The preceding-sibling::node references all previous sibling nodes before the current one, since I am limiting the data to single rows, for me this will give all preceding sibling nodes on the current row. By specifying the number of the preceding sibling you can pinpoint the neighbouring sibling before the current node with preceding-sibling::node[1]. Using this method I could then jump straight to the column after the last atom displayed and then decide if the next atom should be displayed or if an empty cell is required. To do this I needed the stylesheet to enforce the following rules within the loop:

  • If the preceding atom was on the row before this one then start processing the current atom from column 1.
  • If the preceding atom was on the same row and this is not column 1 then start processing the current atom from the column after the last atom.
  • If neither of the above rules apply (i.e. we are currently processing the first atom of row 1) then start processing the current atom from column 1.

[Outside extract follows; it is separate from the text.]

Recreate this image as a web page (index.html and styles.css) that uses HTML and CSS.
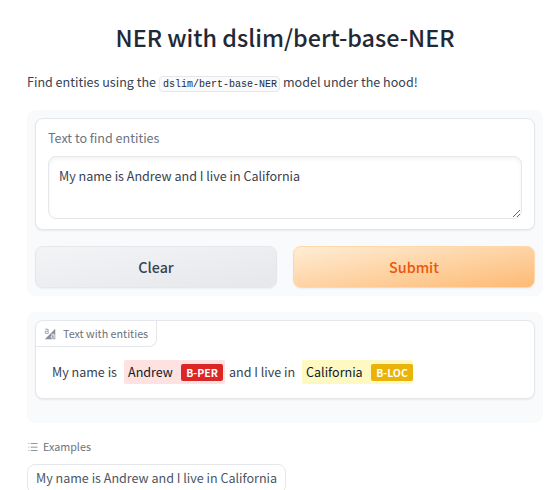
FILE: index.html
```html
<!DOCTYPE html>
<html lang="en">
<head>
<meta charset="utf-8">
<title>NER with dslim/bert-base-NER</title>
<link rel="stylesheet" href="styles.css">
</head>
<body>
<main class="app">
  <h1 class="title">NER with dslim/bert-base-NER</h1>
  <p class="description">Find entities using the <code class="code">dslim/bert-base-NER</code> model under the hood!</p>
  <section class="panel panel-input">
    <div class="card field">
      <label class="field-label" for="source">Text to find entities</label>
      <textarea class="textbox" id="source" spellcheck="false">My name is Andrew and I live in California</textarea>
    </div>
    <div class="actions">
      <button class="button secondary">Clear</button>
      <button class="button primary">Submit</button>
    </div>
  </section>
  <section class="panel panel-output">
    <div class="card result">
      <div class="block-label">
        <svg class="label-icon" viewBox="0 0 32 32" fill="currentColor"><path d="M12 15H5a3 3 0 0 1-3-3v-2a3 3 0 0 1 3-3h5V5a1 1 0 0 0-1-1H3V2h6a3 3 0 0 1 3 3zM5 9a1 1 0 0 0-1 1v2a1 1 0 0 0 1 1h5V9zm15 14v2a1 1 0 0 0 1 1h5v-4h-5a1 1 0 0 0-1 1z"/><path d="M2 30h28V2Zm26-2h-7a3 3 0 0 1-3-3v-2a3 3 0 0 1 3-3h5v-2a1 1 0 0 0-1-1h-6v-2h6a3 3 0 0 1 3 3Z"/></svg>
        <span>Text with entities</span>
      </div>
      <div class="tokens">
        <span class="plain first">My name is</span>
        <span class="entity person"><span class="word">Andrew</span><span class="tag">B-PER</span></span>
        <span class="plain second">and I live in</span>
        <span class="entity location"><span class="word">California</span><span class="tag">B-LOC</span></span>
      </div>
    </div>
  </section>
  <section class="examples">
    <div class="examples-label">
      <svg class="list-icon" viewBox="0 0 32 32" fill="currentColor"><path d="M10 6h18v2H10zm0 18h18v2H10zm0-9h18v2H10zm-6 0h2v2H4zm0-9h2v2H4zm0 18h2v2H4z"/></svg>
      <span>Examples</span>
    </div>
    <button class="example">My name is Andrew and I live in California</button>
  </section>
</main>
</body>
</html>
```
FILE: styles.css
```css
* { box-sizing: border-box; }
html { overflow: hidden; }
body {
  margin: 0;
  height: 490px;
  overflow: hidden;
  background: #fff;
  color: #374151;
  font: 12.56px/20px "Noto Sans CJK SC", sans-serif;
}
button, textarea { font: inherit; color: inherit; margin: 0; }
.app { width: 516px; margin-left: 27px; padding-top: 19px; }
.title {
  margin: 0;
  color: #1f2937;
  font-size: 23.35px;
  line-height: 36px;
  font-weight: 500;
  text-align: center;
  white-space: nowrap;
}
.description { display: flex; align-items: center; gap: 3px; margin: 16px 0 0; height: 22px; line-height: 22px; white-space: nowrap; }
.code {
  height: 16px;
  margin-top: 3px;
  padding: 0 3px;
  border: 1px solid #e5e7eb;
  border-radius: 4px;
  background: #f9fafb;
  color: #1f2937;
  font: 10px/15px "Liberation Mono", monospace;
  width: 121px;
}
.panel { padding: 8px; border-radius: 8px; background: #f9fafb; }
.panel-input { margin-top: 17px; height: 186px; }
.panel-output { margin-top: 16px; height: 111px; }
.card {
  border: 1px solid #e5e7eb;
  border-radius: 8px;
  background: #fff;
  box-shadow: 0 1px 2px rgba(0, 0, 0, .07);
}
.field { height: 112px; padding: 9px 12px; }
.field-label { display: block; height: 28px; line-height: 20px; color: #6b7280; }
.textbox {
  display: block;
  width: 474px;
  height: 63px;
  padding: 9px 10px;
  border: 1px solid #e5e7eb;
  border-radius: 8px;
  background: #fff;
  box-shadow: inset 0 2px 4px rgba(0, 0, 0, .05);
  outline: none;
  overflow: hidden;
  resize: vertical;
}
.actions { display: flex; gap: 16px; margin-top: 16px; }
.button {
  flex: 1;
  height: 42px;
  padding: 0;
  border: 1px solid #e5e7eb;
  border-radius: 8px;
  box-shadow: 0 1px 2px rgba(0, 0, 0, .05);
  font-size: 14.3px;
  font-weight: 500;
}
.secondary { background: linear-gradient(to bottom right, #f3f4f6, #e5e7eb); color: #374151; }
.primary { background: linear-gradient(to bottom right, #ffedd5, #fdba74); border-color: #fed7aa; color: #ea580c; }
.result { height: 79px; overflow: hidden; }
.block-label {
  display: flex;
  align-items: center;
  width: 121px;
  height: 26px;
  padding-left: 8px;
  border: solid #e5e7eb;
  border-width: 0 1px 1px 0;
  border-radius: 0 0 8px 0;
  color: #6b7280;
  font-size: 10.75px;
  white-space: nowrap;
}
.label-icon { width: 12px; height: 12px; margin-right: 7px; opacity: .8; }
.tokens { display: flex; align-items: center; height: 24px; margin: 13px 0 0 16px; white-space: nowrap; }
.plain.first { width: 72px; }
.plain.second { width: 73px; margin-left: 4px; }
.entity { display: flex; align-items: center; height: 24px; padding-left: 4px; border-radius: 2px; color: #111827; }
.person { width: 101px; background: #fee2e2; }
.location { width: 111px; background: #fef9c3; }
.word { flex: 1; }
.tag {
  height: 17px;
  border-radius: 2px;
  color: #fff;
  font-size: 10.5px;
  line-height: 17px;
  font-weight: 700;
  text-align: center;
  width: 42px;
}
.person .tag { background: #dc2626; margin-right: 2px; }
.location .tag { background: #eab308; }
.examples-label { display: flex; align-items: center; height: 20px; margin-top: 14px; color: #6b7280; font-size: 10.75px; }
.list-icon { width: 12px; height: 12px; margin-right: 4px; }
.example {
  display: block;
  width: 259px;
  height: 30px;
  margin-top: 7px;
  padding: 0 8px 2px;
  border: 1px solid #e5e7eb;
  border-radius: 8px;
  background: #fff;
  color: #4b5563;
  text-align: left;
  white-space: nowrap;
}
```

Here is the proc_row template which includes the loop and the rules defined above:

XSL Template: proc_row

<xsl:template name="proc_row">
  <xsl:param name="trow"/>
  <xsl:choose>
    <xsl:when test="$trow &lt; 10">
      <tr>
        <xsl:for-each select="atom[row=$trow]">
          <xsl:choose>
            <xsl:when test="preceding-sibling::atom[1]/row &lt; row">
              <xsl:call-template name="proc_col">
                <xsl:with-param name="tcol" select="1"/>
              </xsl:call-template>
            </xsl:when>
            <xsl:otherwise>
              <xsl:choose>
                <xsl:when test="col=1">
                  <xsl:call-template name="proc_col">
                    <xsl:with-param name="tcol" select="1"/>
                  </xsl:call-template>
                </xsl:when>
                <xsl:otherwise>
                  <xsl:call-template name="proc_col">
                    <xsl:with-param name="tcol" select="1+preceding-sibling::atom[1]/col"></xsl:with-param>
                  </xsl:call-template>
                </xsl:otherwise>
              </xsl:choose>
            </xsl:otherwise>
          </xsl:choose>
        </xsl:for-each>
      </tr>
      <xsl:call-template name="proc_row">
        <xsl:with-param name="trow" select="$trow+1"/>
      </xsl:call-template>
    </xsl:when>
  </xsl:choose>
</xsl:template>

Finally the proc_col template which will display the atom details if the current column equals that of the current atom and return to the proc_row template to receive details of the next atom, or will display an empty cell and recall itself for the next column.

XSL Template: proc_col

<xsl:template name="proc_col">
  <xsl:param name="tcol"/>
  <xsl:choose>
    <xsl:when test="col=$tcol">
      <td class="elementCell">
        <xsl:attribute name="title">
          <xsl:value-of select="@name"/>
        </xsl:attribute>
        <div class="elementSymbol">
          <a>
            <xsl:attribute name="href">
              ./elementinfo.php?element=<xsl:value-of select="@symbol"/>
            </xsl:attribute>
            <xsl:value-of select="@symbol"/>
          </a>
        </div>
        <div class="elementAtomicNumber"><xsl:value-of select="atomic_number"/></div>
      </td>
    </xsl:when>
    <xsl:when test="$tcol &lt; col">
      <td>
      </td>
      <xsl:choose>
        <xsl:when test="$tcol &lt; 18">
          <xsl:call-template name="proc_col">
            <xsl:with-param name="tcol" select="$tcol+1"/>
          </xsl:call-template>
        </xsl:when>
      </xsl:choose>
    </xsl:when>
    <xsl:otherwise>
    </xsl:otherwise>
  </xsl:choose>
</xsl:template>

Applying this stylesheet to my periodic table XML data using PHP5 DOM produces the output instantly, without any indication that this isn’t a static HTML page. I guess I should have a good read through the XSLT 2.0 Programmers Reference by Michael Kay which we have at work amongst all the other XML/XSLT books we have.

Then I could say ‘XSLT’?…it’s easy, Mmm’Kay.